Ore 12 - Alice Sebold, Lucky
Sebold ha scritto il bestseller Amabili resti (10 milioni di copie vendute nel mondo). Un suo testo precedente, un memoir, si intitola Lucky: parla in chiave strettamente autobiografica di uno stupro. È stato recentemente ristampato, e integrato con una nuova, ampia prefazione sulla violenza alla luce del fenomeno #MeToo. Sebold viene stuprata nel 1981. Pubblica il memoir nel 1999: c’è bisogno di una distanza temporale per narrare in modo adeguato un fatto del genere. Ma Lucky è anche, per l’autrice, un passaggio indispensabile per andare oltre e affrontare, coi libri successivi, ulteriori oscure ossessioni (Sebold dice esattamente dark obsessions).
Lucky significa “fortunata”. É un poliziotto a dire a Sebold sei stata fortunata perché, nella stessa galleria in cui lei è stata aggredita, in precedenza un’altra ragazza è stata non solo violentata, ma anche uccisa e smembrata. L’altra paradossale fortuna è questa: essere una bianca stuprata da un ragazzo nero. Se si fosse trattato del contrario, dice Sebold, tutti si sarebbero infischiati dell’accaduto. Ulteriori due fortune: al momento dello stupro lei è vergine. E ancora: al momento dello stupro, lei sta indossando abiti che sua madre le ha prestato, quindi è vestita non solo da brava ragazza, ma addirittura da brava signora di mezza età.
Sono solo questi fatti, assai più dei lividi e del labbro spaccato, a convincere la polizia che lei è stata effettivamente stuprata, e a procurare in seguito allo stupratore il massimo della pena. Ultimi elementi fortunati: non aver subito uno stupro all’interno di un rapporto matrimoniale, non averlo subìto dopo aver accettato un appuntamento, non essere nemmeno una lavoratrice del sesso.
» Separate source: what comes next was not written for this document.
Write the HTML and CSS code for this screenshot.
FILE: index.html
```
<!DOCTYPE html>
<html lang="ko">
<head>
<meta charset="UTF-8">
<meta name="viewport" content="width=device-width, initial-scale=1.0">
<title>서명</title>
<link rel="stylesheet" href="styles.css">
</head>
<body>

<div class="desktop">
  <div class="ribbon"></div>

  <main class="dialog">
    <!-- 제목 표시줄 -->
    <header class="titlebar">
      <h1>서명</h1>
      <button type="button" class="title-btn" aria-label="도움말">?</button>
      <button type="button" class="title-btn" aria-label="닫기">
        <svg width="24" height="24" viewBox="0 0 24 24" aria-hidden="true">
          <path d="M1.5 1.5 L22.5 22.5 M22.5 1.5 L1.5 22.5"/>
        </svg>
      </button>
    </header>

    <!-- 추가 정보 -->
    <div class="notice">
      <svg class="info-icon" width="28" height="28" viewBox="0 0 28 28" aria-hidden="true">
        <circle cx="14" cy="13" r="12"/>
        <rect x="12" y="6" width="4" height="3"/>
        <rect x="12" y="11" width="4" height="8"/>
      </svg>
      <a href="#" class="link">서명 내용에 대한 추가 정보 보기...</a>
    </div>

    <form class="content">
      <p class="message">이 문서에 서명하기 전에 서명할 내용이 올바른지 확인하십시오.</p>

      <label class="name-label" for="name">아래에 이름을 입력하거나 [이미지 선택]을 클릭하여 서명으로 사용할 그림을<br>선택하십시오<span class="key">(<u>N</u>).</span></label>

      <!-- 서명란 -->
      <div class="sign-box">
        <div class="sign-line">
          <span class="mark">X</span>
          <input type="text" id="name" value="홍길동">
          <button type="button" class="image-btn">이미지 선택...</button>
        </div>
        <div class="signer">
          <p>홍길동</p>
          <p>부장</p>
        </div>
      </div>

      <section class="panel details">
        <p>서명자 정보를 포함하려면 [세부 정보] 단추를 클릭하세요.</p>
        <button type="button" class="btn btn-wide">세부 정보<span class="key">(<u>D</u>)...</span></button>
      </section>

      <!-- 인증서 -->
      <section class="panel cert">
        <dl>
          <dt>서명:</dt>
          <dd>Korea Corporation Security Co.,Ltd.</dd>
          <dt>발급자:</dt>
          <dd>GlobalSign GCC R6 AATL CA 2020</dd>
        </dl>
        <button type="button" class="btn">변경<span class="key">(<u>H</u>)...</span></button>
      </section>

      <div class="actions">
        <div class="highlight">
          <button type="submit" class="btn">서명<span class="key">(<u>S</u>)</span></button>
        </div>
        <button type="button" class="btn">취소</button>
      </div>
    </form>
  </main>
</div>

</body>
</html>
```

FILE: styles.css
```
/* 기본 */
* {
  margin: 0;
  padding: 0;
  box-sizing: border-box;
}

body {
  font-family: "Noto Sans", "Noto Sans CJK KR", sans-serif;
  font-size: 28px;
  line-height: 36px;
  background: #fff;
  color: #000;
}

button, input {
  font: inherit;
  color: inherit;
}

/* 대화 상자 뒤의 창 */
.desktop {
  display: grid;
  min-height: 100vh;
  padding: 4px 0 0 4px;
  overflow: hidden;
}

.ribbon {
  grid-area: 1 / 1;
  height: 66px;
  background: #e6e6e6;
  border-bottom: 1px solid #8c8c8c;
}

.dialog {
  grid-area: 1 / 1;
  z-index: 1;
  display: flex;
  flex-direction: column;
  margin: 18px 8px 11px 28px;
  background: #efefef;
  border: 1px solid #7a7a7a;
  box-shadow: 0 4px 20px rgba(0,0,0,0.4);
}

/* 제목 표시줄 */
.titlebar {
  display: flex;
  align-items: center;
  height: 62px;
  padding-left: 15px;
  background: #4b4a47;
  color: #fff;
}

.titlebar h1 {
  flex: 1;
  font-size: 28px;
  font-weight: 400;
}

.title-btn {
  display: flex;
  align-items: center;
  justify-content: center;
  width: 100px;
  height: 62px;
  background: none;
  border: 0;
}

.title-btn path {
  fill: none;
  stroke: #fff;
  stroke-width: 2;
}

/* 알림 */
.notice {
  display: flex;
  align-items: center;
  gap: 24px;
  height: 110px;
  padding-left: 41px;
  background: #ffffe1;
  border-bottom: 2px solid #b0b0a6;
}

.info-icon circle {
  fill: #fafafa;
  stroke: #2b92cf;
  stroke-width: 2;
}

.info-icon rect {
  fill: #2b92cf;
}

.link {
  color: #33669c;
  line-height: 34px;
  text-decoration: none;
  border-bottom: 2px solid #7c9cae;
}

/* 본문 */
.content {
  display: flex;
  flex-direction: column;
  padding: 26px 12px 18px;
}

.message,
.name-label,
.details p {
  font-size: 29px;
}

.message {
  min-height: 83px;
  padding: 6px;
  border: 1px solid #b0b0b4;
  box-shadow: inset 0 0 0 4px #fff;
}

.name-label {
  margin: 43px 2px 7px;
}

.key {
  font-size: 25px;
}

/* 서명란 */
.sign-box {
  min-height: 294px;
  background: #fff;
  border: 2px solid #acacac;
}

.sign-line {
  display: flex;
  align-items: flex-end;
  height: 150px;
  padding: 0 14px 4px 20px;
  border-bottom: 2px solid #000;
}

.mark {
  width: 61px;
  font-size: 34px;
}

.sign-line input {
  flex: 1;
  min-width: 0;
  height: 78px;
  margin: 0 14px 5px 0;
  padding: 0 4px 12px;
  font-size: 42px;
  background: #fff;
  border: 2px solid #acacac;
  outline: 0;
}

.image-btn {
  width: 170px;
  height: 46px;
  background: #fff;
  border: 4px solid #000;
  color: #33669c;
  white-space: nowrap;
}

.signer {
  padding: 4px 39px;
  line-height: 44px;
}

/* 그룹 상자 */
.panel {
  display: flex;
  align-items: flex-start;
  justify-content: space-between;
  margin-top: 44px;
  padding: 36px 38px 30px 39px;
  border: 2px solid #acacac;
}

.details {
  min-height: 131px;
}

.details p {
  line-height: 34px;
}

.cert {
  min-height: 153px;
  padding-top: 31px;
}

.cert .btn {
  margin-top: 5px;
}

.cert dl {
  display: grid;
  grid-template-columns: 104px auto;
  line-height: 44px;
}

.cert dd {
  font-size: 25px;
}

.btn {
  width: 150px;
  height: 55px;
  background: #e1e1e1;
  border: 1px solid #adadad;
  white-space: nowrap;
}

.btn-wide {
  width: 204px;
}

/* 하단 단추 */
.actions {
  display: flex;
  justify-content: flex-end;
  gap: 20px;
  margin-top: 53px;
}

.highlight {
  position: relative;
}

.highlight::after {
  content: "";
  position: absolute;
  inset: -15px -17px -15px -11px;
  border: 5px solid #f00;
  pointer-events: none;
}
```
Solo la compresenza di tutte queste “fortune” fa sì che lo stupro sia riconosciuto come reale e venga adeguatamente punito. Così, elencando fatti “fortunati”, Sebold racconta in modo netto il paradosso del sospetto e del trauma sociale che si trova a subire chi ha già subìto uno stupro. Racconta le versioni edulcorate fornite dai poliziotti, e la loro indifferenza. Racconta che perfino suo padre, che poi la sosterrà al processo, nei giorni successivi alla violenza le chiede "ma come ha fatto quel tizio a stuprarti, se aveva perso il coltello?" "È stato necessario - dice Sebold - spiegargli con calma, e in qualche modo “educarlo”". Il fatto vero è che le persone desiderano sempre trovare una causa esterna o un fatto scatenante per uno stupro, perché questo le fa sentire più sicure: le cause si possono controllare ma, se non c’è alcuna causa, tutti si sentono più vulnerabili. Ma Sebold ha un’altra fortuna, e per una volta si tratta di una fortuna vera: è nata in una famiglia che valorizza l’uso della parole come strumento per la ricerca della verità. E, a proposito di parole, chiosa l’attuale tendenza americana a usare il termine survivor invece che victim, per definire le persone stuprate: far questo è come usare il linguaggio come un cerotto.
La forza della parola, invece, è la chiave di #MeToo, ed è il vero modo per superare il trauma. La soluzione è che le donne formino una comunità e abbiano il senso di comunità necessario ad aprire e sostenere finalmente una discussione culturale sullo stupro. È un fatto semplice, ma può cambiare il mondo.